Prompt >> Print exactly the lines that run from the line containing "Write a component" to the line containing "string; items: Item[]", both included, and nothing else; pictures stay out.

Records from a data source:
__________________________________________________

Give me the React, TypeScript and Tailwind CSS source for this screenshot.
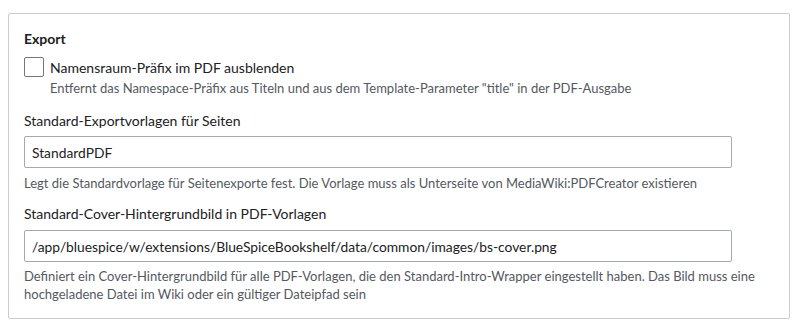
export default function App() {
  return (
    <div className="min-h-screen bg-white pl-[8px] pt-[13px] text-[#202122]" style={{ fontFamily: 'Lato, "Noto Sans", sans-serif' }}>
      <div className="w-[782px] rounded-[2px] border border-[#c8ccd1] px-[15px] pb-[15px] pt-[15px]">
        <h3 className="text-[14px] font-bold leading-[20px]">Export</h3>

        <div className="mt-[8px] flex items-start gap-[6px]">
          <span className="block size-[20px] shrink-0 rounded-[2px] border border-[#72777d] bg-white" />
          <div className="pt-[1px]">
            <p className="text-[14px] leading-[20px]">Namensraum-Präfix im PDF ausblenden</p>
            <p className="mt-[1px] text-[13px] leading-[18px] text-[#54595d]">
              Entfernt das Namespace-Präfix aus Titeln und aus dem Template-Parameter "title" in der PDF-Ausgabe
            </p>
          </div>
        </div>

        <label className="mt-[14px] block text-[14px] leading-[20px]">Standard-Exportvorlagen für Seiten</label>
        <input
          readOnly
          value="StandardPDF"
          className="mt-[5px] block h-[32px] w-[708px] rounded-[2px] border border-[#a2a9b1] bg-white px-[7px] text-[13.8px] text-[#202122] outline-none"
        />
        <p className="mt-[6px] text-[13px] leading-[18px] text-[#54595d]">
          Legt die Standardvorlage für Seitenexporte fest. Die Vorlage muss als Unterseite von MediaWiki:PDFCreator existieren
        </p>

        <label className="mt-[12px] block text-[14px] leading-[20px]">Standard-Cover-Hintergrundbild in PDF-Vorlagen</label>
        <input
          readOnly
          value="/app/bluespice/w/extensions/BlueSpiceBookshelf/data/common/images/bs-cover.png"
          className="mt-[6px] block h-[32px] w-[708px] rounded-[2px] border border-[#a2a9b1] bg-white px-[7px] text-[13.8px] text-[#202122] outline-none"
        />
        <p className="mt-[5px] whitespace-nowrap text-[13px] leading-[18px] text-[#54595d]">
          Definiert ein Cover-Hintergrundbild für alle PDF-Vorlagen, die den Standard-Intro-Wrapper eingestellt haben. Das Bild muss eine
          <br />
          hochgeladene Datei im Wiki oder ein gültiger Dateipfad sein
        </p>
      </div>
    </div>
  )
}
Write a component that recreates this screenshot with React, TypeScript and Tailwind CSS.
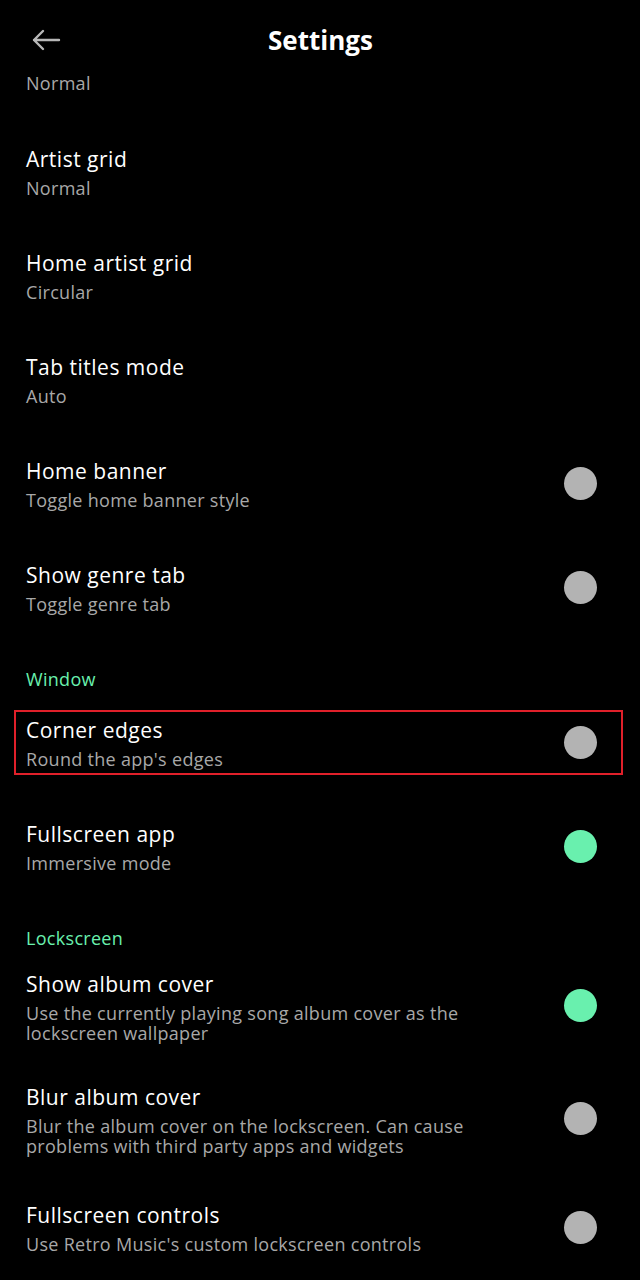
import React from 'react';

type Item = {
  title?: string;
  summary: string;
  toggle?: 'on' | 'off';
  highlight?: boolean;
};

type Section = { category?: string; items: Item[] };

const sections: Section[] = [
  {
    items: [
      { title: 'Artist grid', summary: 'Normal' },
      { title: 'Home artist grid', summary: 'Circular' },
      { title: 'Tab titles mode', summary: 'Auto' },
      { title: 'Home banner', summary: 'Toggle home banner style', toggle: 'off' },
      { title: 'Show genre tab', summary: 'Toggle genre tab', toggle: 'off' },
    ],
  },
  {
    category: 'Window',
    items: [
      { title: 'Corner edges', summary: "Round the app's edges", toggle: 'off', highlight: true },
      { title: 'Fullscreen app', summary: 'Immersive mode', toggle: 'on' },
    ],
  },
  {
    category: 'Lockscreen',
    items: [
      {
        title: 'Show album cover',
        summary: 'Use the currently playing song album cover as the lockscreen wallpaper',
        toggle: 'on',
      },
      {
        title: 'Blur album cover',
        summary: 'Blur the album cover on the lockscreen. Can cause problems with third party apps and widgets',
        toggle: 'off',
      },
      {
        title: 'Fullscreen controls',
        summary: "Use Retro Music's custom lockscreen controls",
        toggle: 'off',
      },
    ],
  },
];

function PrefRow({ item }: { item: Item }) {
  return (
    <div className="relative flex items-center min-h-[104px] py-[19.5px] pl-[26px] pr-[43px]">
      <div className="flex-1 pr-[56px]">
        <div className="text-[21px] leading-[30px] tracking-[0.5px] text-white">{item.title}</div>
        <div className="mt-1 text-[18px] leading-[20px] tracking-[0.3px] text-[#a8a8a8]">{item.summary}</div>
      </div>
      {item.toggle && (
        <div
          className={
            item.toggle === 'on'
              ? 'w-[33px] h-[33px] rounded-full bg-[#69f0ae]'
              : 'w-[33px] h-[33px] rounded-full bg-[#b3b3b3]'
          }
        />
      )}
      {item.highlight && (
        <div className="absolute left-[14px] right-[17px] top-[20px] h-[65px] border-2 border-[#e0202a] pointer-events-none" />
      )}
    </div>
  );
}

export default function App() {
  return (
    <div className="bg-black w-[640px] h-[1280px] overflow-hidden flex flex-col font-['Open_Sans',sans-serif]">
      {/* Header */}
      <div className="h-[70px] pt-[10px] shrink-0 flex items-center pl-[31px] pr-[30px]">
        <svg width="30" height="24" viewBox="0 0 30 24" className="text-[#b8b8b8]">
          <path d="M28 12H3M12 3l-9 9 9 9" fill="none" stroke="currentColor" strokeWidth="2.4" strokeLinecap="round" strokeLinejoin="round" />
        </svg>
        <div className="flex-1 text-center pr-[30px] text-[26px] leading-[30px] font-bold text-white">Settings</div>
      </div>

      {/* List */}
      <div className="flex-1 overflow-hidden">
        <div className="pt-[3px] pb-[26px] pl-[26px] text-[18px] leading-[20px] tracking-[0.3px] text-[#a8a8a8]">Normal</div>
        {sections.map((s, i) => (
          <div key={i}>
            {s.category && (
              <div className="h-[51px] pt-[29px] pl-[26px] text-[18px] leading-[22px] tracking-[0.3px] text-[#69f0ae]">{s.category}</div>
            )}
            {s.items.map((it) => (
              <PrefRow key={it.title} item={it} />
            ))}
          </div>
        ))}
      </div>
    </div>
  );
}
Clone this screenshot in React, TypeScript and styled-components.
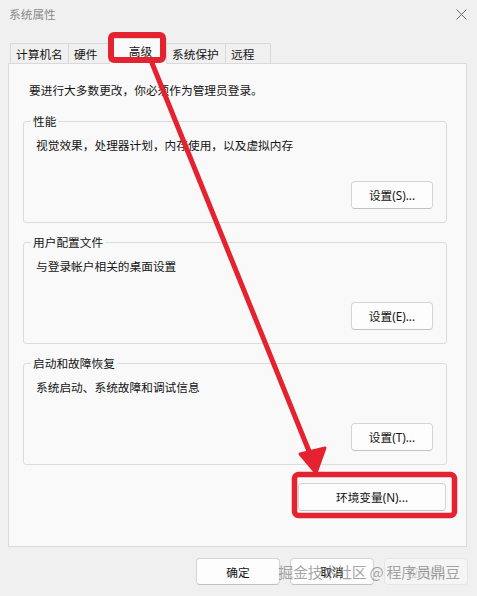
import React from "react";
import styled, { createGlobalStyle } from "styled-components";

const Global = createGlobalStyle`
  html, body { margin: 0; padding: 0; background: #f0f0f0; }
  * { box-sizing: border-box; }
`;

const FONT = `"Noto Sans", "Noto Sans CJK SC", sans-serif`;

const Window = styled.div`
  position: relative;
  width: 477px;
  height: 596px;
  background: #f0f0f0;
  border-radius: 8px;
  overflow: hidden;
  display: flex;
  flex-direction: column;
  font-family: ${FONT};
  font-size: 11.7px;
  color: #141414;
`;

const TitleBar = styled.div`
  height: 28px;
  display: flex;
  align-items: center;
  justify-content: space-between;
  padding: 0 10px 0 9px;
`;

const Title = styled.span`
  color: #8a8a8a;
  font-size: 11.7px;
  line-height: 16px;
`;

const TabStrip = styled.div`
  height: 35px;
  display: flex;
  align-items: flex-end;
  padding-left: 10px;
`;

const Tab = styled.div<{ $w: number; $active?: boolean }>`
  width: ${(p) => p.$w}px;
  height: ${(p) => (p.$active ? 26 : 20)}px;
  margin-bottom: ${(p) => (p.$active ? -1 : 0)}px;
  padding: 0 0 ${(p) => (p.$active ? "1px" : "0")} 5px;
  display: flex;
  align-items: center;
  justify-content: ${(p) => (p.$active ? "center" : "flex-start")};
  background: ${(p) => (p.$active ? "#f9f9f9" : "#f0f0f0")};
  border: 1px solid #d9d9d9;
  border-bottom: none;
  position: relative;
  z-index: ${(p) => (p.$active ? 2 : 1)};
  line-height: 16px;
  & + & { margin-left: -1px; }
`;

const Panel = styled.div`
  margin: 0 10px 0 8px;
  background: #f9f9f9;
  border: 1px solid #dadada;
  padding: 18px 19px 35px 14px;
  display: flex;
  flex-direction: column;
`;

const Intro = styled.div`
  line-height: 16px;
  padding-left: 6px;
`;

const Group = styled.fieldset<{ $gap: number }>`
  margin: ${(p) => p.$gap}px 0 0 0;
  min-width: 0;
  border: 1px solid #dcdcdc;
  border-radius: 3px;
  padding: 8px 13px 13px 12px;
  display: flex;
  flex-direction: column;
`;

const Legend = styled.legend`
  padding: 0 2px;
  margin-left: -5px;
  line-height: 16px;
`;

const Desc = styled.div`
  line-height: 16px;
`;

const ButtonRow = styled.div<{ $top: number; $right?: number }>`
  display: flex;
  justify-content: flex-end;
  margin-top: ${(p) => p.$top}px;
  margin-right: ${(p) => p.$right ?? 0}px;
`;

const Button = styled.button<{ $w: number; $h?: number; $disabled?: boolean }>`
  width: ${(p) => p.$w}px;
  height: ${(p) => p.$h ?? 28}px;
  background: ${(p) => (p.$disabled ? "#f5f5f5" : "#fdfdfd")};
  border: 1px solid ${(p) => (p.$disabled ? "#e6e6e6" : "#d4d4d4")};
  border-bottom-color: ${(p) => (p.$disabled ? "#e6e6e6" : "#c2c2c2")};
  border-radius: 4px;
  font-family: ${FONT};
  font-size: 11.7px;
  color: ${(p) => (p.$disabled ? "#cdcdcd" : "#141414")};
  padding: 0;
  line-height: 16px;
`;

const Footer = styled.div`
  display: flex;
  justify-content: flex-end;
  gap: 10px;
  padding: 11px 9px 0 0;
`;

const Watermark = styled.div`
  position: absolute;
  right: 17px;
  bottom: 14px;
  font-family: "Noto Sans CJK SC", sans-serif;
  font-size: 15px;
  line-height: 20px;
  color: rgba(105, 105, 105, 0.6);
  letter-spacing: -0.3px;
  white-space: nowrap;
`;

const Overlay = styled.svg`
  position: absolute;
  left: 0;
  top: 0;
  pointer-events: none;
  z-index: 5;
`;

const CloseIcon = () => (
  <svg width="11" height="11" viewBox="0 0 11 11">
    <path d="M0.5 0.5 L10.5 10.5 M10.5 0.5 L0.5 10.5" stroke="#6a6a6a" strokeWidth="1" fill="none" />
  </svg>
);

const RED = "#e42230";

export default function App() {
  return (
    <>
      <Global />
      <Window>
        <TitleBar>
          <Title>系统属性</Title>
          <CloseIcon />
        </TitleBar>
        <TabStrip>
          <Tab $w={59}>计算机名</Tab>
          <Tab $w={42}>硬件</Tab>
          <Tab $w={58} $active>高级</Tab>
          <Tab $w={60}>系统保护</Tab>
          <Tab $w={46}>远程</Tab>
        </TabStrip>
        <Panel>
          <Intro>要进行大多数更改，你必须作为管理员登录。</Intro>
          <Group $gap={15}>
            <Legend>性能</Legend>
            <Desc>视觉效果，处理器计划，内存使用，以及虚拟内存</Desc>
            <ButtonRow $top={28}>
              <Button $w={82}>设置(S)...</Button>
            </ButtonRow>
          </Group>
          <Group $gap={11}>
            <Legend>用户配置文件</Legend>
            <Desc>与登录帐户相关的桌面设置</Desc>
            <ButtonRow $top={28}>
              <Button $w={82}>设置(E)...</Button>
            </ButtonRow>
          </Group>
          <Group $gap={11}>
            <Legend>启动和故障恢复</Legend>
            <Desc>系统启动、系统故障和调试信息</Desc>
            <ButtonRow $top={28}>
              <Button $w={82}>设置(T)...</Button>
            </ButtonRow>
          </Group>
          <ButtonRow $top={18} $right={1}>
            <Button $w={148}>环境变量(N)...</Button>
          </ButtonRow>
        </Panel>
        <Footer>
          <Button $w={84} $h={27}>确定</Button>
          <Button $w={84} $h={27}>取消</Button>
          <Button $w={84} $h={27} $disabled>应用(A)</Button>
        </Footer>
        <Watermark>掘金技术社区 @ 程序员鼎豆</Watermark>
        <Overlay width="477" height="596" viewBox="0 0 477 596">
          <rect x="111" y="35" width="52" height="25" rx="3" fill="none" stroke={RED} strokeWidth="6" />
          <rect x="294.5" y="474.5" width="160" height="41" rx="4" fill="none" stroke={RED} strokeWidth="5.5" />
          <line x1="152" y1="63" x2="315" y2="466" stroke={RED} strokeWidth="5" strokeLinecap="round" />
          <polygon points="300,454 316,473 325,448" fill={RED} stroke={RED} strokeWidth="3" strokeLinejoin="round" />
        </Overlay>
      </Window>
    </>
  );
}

__________________________________________________

Solution >>
Write a component that recreates this screenshot with React, TypeScript and Tailwind CSS.
import React from 'react';

type Item = {
  title?: string;
  summary: string;
  toggle?: 'on' | 'off';
  highlight?: boolean;
};

type Section = { category?: string; items: Item[] };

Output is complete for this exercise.